My kids are not teenagers yet. They are eight and six and therefore are not on Facebook. The computer they use to play games or go online is on my work desk and in the family room next to the kitchen. They can’t do anything on it without their dad or myself hovering about. The homepage on the computer is the same home screen as the computers at my kids school, so that they are able to sit down and go right to their favorite games and websites (that I know are safe because they are the sites they visit at school). Though my son does visit YouTube I am always there to watch what he’s doing (he generally uses it for superhero and Lego videos, some music and his favorite obsession Kid History). He also frequents Target and Amazon with an occasional visit to Wikipedia and the occasional reference or learning website to gather information for a report for school.
I feel by giving them freedom within the online boundaries I’ve set, I’m allowing them to learn how to navigate the internet, the rules of online safety yet stay safe while doing so. This is why I’m surprised when I hear about children so readily abusing the internet and using social media sites to hurt other people and even worse, to engage in a new trend known as “cyberbaiting”
Cyberbaiting is when teenagers “taunt teachers to yelling or breakdowns and then record their reactions using cell phone camcorders.”
According to the Norton Online Family Report of the 2,379 teachers of students aged 8-17 interviewed, one in five of them (21 percent) had experienced “cyberbaiting,” and dealt with the fallout of “further shame or trouble” afterward. Oddly enough the survey found 34 percent of teachers who are “friends” with their students on social networks, yet 67 percent of them feel those friendships exposes them to risks.
The teachers aren’t the only ones having problems online. The survey also found 2 percent of children surveyed said they had a negative experience while online. Four in ten (39 percent) have had a serious negative experience, “such as receiving inappropriate pictures from strangers, being bullied or becoming the victim of cybercrime.”

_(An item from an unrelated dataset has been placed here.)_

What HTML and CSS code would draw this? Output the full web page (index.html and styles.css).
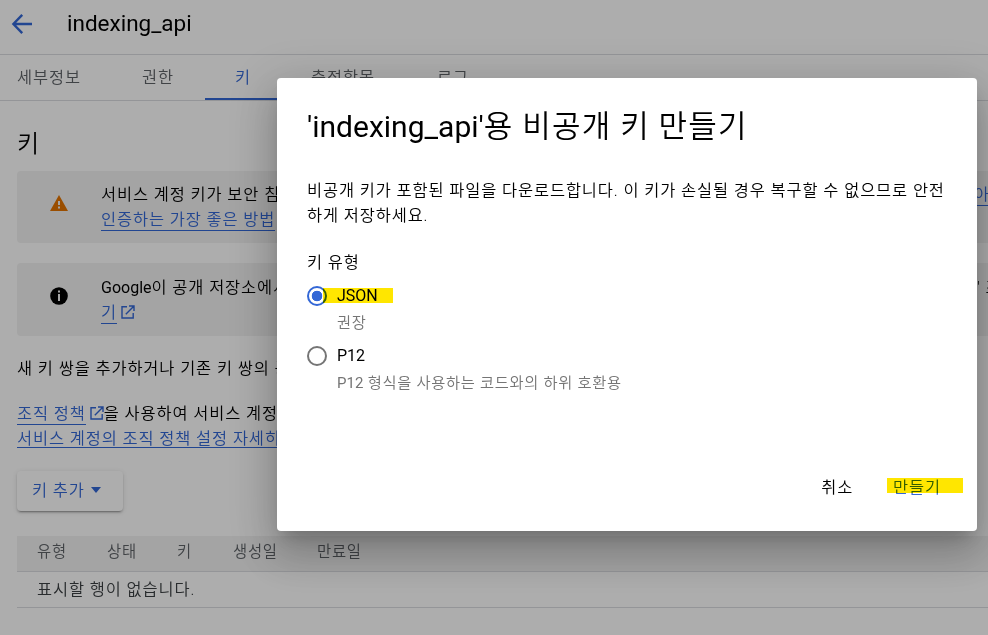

The survey also published a number of other disturbing statistics regarding kids and their time spent online.
I guess I can’t say for sure how my children’s online experiences will be as they get older and I am forced to give them more freedom with the time they spend online, but I’d like to think that the guidelines I’m setting for them today will help teach them to be aware as they get older of the dangers of being online.
And as far the cyberbaiting, well that is a hard pill to swallow. The fact that some kids are doing this to teachers is just shameful. I can never imagine ever having tried to do that to a teacher when I was a kid. But then again, I did have some eccentric teachers growing up, and I can’t help but wonder if they had been a little bit nicer to us way back when if we had all been carrying around cell phones…
But I can’t help but also wonder if the teachers who are friends with their students on Facebook, and know it’s a bad idea, are asking for trouble. Personally, as I’ve shared before, I don’t even like being friends with my child’s teacher and I can’t imagine friending my students if I was a teacher.
What steps are you taking in your home to monitor your child’s online habits? And have you heard of “cyberbaiting?” What are your thoughts?
What can we do to teach our children the best way to interact online?